Court Assessments Rose Along With “Broken Windows” Policing

In addition to the emotional and financial devastation of arrest and imprisonment, courts in the United States increasingly assessed fines for petty crimes during this “tough on crime” era. Levying the fines was intended to both punish individuals for the offense and deter future criminal action. Along with these fines come court “costs” or “fees,” which aim to generate revenue and may be used to fund services such as court administrative costs. The rise in fines and fees as an enforcement tool against low-level offenses may be attributed to their relative ease of implementation and perceived ability to generate revenue for the courts. While some of these low-level offenses may have previously gone unenforced, fines and fees encouraged law enforcement to focus on these violations, resulting in the accumulation of court debt for the Black Americans who were overwhelmingly targeted by “broken window” policies in the first place. By 1987, 86% of all lower court cases nationwide involved imposing a fine.

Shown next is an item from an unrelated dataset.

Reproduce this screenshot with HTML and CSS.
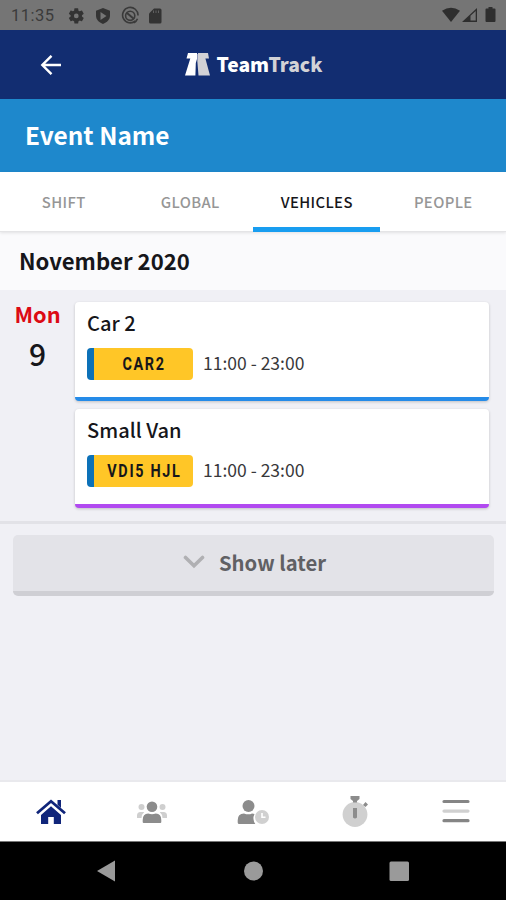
FILE: index.html
```html
<!DOCTYPE html>
<html lang="en">
<head>
<meta charset="utf-8">
<title>TeamTrack</title>
<link rel="stylesheet" href="styles.css">
</head>
<body>
<div class="app">
  <div class="status">
    <span class="clock">11:35</span>
    <svg class="status-left" width="100" height="20" viewBox="0 0 100 20">
      <g fill="#333">
        <path transform="translate(-1.2,.4) scale(.79)" d="M19.14 12.94c.04-.3.06-.61.06-.94s-.02-.64-.07-.94l2.03-1.58a.49.49 0 0 0 .12-.61l-1.92-3.32a.49.49 0 0 0-.59-.22l-2.39.96a7 7 0 0 0-1.62-.94l-.36-2.54a.48.48 0 0 0-.48-.41h-3.84a.48.48 0 0 0-.47.41l-.36 2.54c-.59.24-1.13.57-1.62.94l-2.39-.96a.48.48 0 0 0-.59.22L2.74 8.87a.48.48 0 0 0 .12.61l2.03 1.58a6 6 0 0 0 0 1.88l-2.03 1.58a.49.49 0 0 0-.12.61l1.92 3.32c.12.22.37.29.59.22l2.39-.96c.5.38 1.03.7 1.62.94l.36 2.54c.05.24.24.41.48.41h3.84c.24 0 .44-.17.47-.41l.36-2.54a7 7 0 0 0 1.62-.94l2.39.96c.22.08.47 0 .59-.22l1.92-3.32a.47.47 0 0 0-.12-.61zM12 15a3 3 0 1 1 0-6 3 3 0 0 1 0 6z"/>
        <path fill-rule="evenodd" d="M35 2l7 2.700v5.100c0 3.700-3 6.700-7 8.200-4-1.500-7-4.500-7-8.200V4.700zM32.500 6v8l6-4z"/>
        <path d="M86 2.500h6q1.500 0 1.500 1.500v12q0 1.500-1.500 1.500H82.500q-1.500 0-1.500-1.500V7.500z"/>
      </g>
      <path d="M85.500 4.500v2.500M88 4.500v2.500M90.500 4.500v2.500" stroke="#606060" stroke-width="1"/>
      <g fill="none" stroke="#3a3a3a" stroke-width="1.600">
        <path d="M67.500 14.800A7.700 7.700 0 1 1 70 9.500M66 16.700a7.700 7.700 0 0 0 3.500-4"/>
        <circle cx="62.200" cy="9.800" r="4.600"/>
        <path d="M59 7l7 6" stroke-width="2"/>
      </g>
    </svg>
    <svg class="status-right" width="56" height="18" viewBox="0 0 56 18" fill="#2e2e2e">
      <path d="M0 4.800Q9 -1.500 18 4.800L9 16z"/>
      <path fill-rule="evenodd" d="M20 16L35 2v14zM28.500 9.800V14.600H33.700V5z"/>
      <path d="M46.500 1h4v1.500h2q1 0 1 1V15q0 1-1 1h-8q-1 0-1-1V3.500q0-1 1-1h2z"/>
    </svg>
  </div>

  <header class="header">
    <svg class="back" width="22" height="20" viewBox="0 0 22 20" fill="none" stroke="#fff" stroke-width="2.400"><path d="M11.500 .8L2.300 10l9.200 9.200M2.300 10h18.700"/></svg>
    <div class="brand">
      <svg width="25" height="23" viewBox="0 0 25 23">
        <path fill="#fff" d="M3 0h9v6l-1.200 4-.4 12.500H0L5.300 5.500H1.500z"/>
        <path fill="#d2d2d6" d="M13 0h10l1 5.500h-3.600L25 22.500H13.500L12.300 8z"/>
        <path fill="#8e97b8" d="M12 1h1v6h-1z"/>
      </svg>
      <span class="brand-name">Team<span class="brand-light">Track</span></span>
    </div>
  </header>

  <h1 class="event">Event Name</h1>

  <nav class="tabs">
    <span class="tab">SHIFT</span>
    <span class="tab">GLOBAL</span>
    <span class="tab active">VEHICLES</span>
    <span class="tab">PEOPLE</span>
  </nav>

  <h2 class="month">November 2020</h2>

  <main class="content">
    <section class="day">
      <div class="date"><span class="dow">Mon</span><span class="num">9</span></div>
      <div class="cards">
        <article class="card blue">
          <div class="title">Car 2</div>
          <div class="row"><span class="plate"><span class="reg">CAR2</span></span><span class="time">11:00 - 23:00</span></div>
        </article>
        <article class="card purple">
          <div class="title">Small Van</div>
          <div class="row"><span class="plate"><span class="reg">VDI5 HJL</span></span><span class="time">11:00 - 23:00</span></div>
        </article>
      </div>
    </section>
    <button class="later">
      <svg width="22" height="14" viewBox="0 0 22 14" fill="none" stroke="#b0b0b3" stroke-width="3.600" stroke-linecap="round"><path d="M2.500 2.500L11 10.800l8.500-8.300"/></svg>
      <span>Show later</span>
    </button>
  </main>

  <nav class="bottom">
    <span><svg width="32" height="28" viewBox="0 0 32 28" fill="#10257a">
      <path d="M22.500 2H26v8l-3.500-3.300z"/>
      <path d="M2 15.200L16 3.300l14 11.900" fill="none" stroke="#10257a" stroke-width="2.800"/>
      <path d="M16 8.300L26 17v9H18.800v-7h-5.600v7H6v-9z"/>
    </svg></span>
    <span><svg width="32" height="28" viewBox="0 0 32 28">
      <g fill="#cfcfcf"><circle cx="5.500" cy="9" r="3"/><circle cx="26.500" cy="9" r="3"/><path d="M1 20v-2.500q0-3.500 3.500-3.500h3.800q-2.500 2-2.800 6zM31 20v-2.500q0-3.500-3.500-3.500h-3.800q2.500 2 2.800 6z"/></g>
      <g fill="#8c8c8c"><circle cx="16" cy="8.800" r="5.300"/><path d="M6.700 24v-2q0-6.500 5.500-6.500 3.800 1.400 7.600 0 5.500 0 5.500 6.500v2q0 1-1 1H7.700q-1 0-1-1z"/></g>
    </svg></span>
    <span><svg width="32" height="28" viewBox="0 0 32 28">
      <g fill="#8c8c8c"><circle cx="11.500" cy="8" r="6"/><path d="M.7 24.500v-2.300q0-6.700 6.300-6.700 4.500 1.700 8 0 1.500 0 2.500.5-2.500 5 .8 10H2.200q-1.500 0-1.500-1.500z"/></g>
      <circle cx="25" cy="19" r="7" fill="#d0d0d0"/><path d="M25 15v4.300h3.500" fill="none" stroke="#fff" stroke-width="1.600"/>
    </svg></span>
    <span><svg class="watch" width="30" height="34" viewBox="0 0 30 34">
      <circle cx="15" cy="20.500" r="12.400" fill="#d0d0d0"/>
      <path fill="#8c8c8c" d="M10.500 2h9v3L17 7v1.500h-4V7l-2.500-2zM13 14h4v9.500q-2 2-4 0zM23 11l2.500-3 2.500 2.500-2.500 2.500z"/>
    </svg></span>
    <span><svg class="menu" width="28" height="26" viewBox="0 0 28 26" fill="none" stroke="#858585" stroke-width="3.200" stroke-linecap="round">
      <path d="M2 3.500h24M2 22.700h24"/><path stroke="#d0d0d0" d="M2 13.100h24"/>
    </svg></span>
  </nav>

  <div class="system">
    <svg width="506" height="58" viewBox="0 0 506 58" fill="#9a9a9a">
      <path d="M97 29l18-10.500v21z"/><circle cx="253.500" cy="29" r="9.500"/><rect x="389.500" y="19.500" width="19.500" height="19.500" rx="1.500"/>
    </svg>
  </div>
</div>
</body>
</html>
```
FILE: styles.css
```css
* { box-sizing: border-box; }
body {
  margin: 0;
  font-family: "Noto Sans CJK SC", "Noto Sans", sans-serif;
  color: #16161a;
  background: #f0f0f5;
}
.app { width: 506px; height: 900px; display: flex; flex-direction: column; overflow: hidden; }
.app > * { flex: none; }

.status { height: 30px; background: #757575; display: flex; align-items: center; padding: 0 8px 0 11px; }
.clock { width: 54px; font: 400 16.5px/30px Roboto, sans-serif; letter-spacing: .5px; color: #3b3b3b; padding-top: 2px; }
.status-left { margin: 1px 0 0 3px; }
.status-right { margin-left: auto; }

.header { height: 69px; background: #122d71; display: grid; grid-template-columns: 1fr auto 1fr; align-items: center; }
.back { margin-left: 40px; }
.brand { display: flex; align-items: center; gap: 7px; padding-left: 1px; }
.brand-name { font-size: 19.3px; font-weight: 900; line-height: 24px; margin-top: -2px; color: #fff; }
.brand-light { color: #d2d2d6; }

.event { height: 73px; margin: 0; padding-left: 25px; background: #1e88cc; color: #fff; font-size: 24.4px; font-weight: 700; line-height: 72px; }

.tabs { height: 60px; background: #fff; display: grid; grid-template-columns: repeat(4, 1fr); border-bottom: 1px solid #e4e4e6; box-shadow: 0 1px 3px rgba(0, 0, 0, .1); position: relative; }
.tab { height: 60px; padding-left: 1px; text-align: center; font-size: 14.8px; font-weight: 500; line-height: 60px; letter-spacing: .4px; color: #969696; }
.tab.active { color: #16161a; border-bottom: 5px solid #189df0; }

.month { height: 58px; margin: 0; padding-left: 19px; background: #fafafc; font-size: 22.1px; font-weight: 700; line-height: 57px; }

.content { height: 490px; }
.day { display: flex; height: 234px; padding-top: 12px; border-bottom: 3px solid #e2e2e7; }
.date { width: 75px; display: flex; flex-direction: column; align-items: center; }
.dow { color: #dc0a14; font-size: 21.8px; font-weight: 700; line-height: 26px; margin-top: -1px; }
.num { font-size: 30px; font-weight: 500; line-height: 38px; margin-top: 7px; }
.cards { width: 414px; display: flex; flex-direction: column; gap: 8px; }
.card { height: 99px; padding: 7px 12px 0; background: #fff; border-radius: 4px; border-bottom: 4px solid; box-shadow: 0 1px 3px rgba(0, 0, 0, .2); }
.blue { border-color: #258be8; }
.purple { border-color: #b14af0; }
.title { font-size: 20.1px; font-weight: 500; line-height: 27px; }
.row { display: flex; align-items: center; margin-top: 12px; }
.plate { width: 106px; height: 32px; padding-left: 2px; border-left: 7px solid #0c71b8; border-radius: 4px; background: #ffc627; display: flex; align-items: center; justify-content: center; }
.reg { font: 700 18px/32px Roboto, sans-serif; letter-spacing: 2.1px; white-space: nowrap; transform: scaleX(.8); }
.time { margin: -3px 0 0 10px; font-size: 17.5px; line-height: 32px; color: #38383b; }

.later { width: 481px; height: 61px; margin: 11px 0 0 13px; padding: 0 0 2px 2px; border: 0; border-bottom: 5px solid #cfcfd4; border-radius: 5px; background: #e3e3e8; display: flex; align-items: center; justify-content: center; gap: 14px; color: #606064; font: 700 20.3px/54px "Noto Sans CJK SC", "Noto Sans", sans-serif; }

.bottom { height: 62px; background: #fff; border-top: 2px solid #e9e9ed; border-bottom: 1px solid #777; display: grid; grid-template-columns: repeat(5, 1fr); }
.bottom span { display: flex; align-items: center; justify-content: center; }
.bottom svg { display: block; }
.bottom .watch, .bottom .menu { margin: -1px 0 0 2px; }
.system { height: 58px; background: #000; }
.system svg { display: block; }
```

Sometimes, fees charged for court services exceeded actual court costs and were used to fund other public services. This transferred costs from the general public to those who found themselves before a district or circuit court, who are often the people with the least ability to pay. In Virginia, during this period of increasing “tough on crime” laws and policing, local governments received two-thirds of all “excess” fees collected by circuit court clerks, while the state retained one-third. This means that, to the extent fees exceed authorized staffing levels, local governments could use them for other purposes. Between fiscal year 2001 and fiscal year 2005, circuit court expenditures decreased slightly, while excess fees more than tripled from $17.7 million to $56.3 million.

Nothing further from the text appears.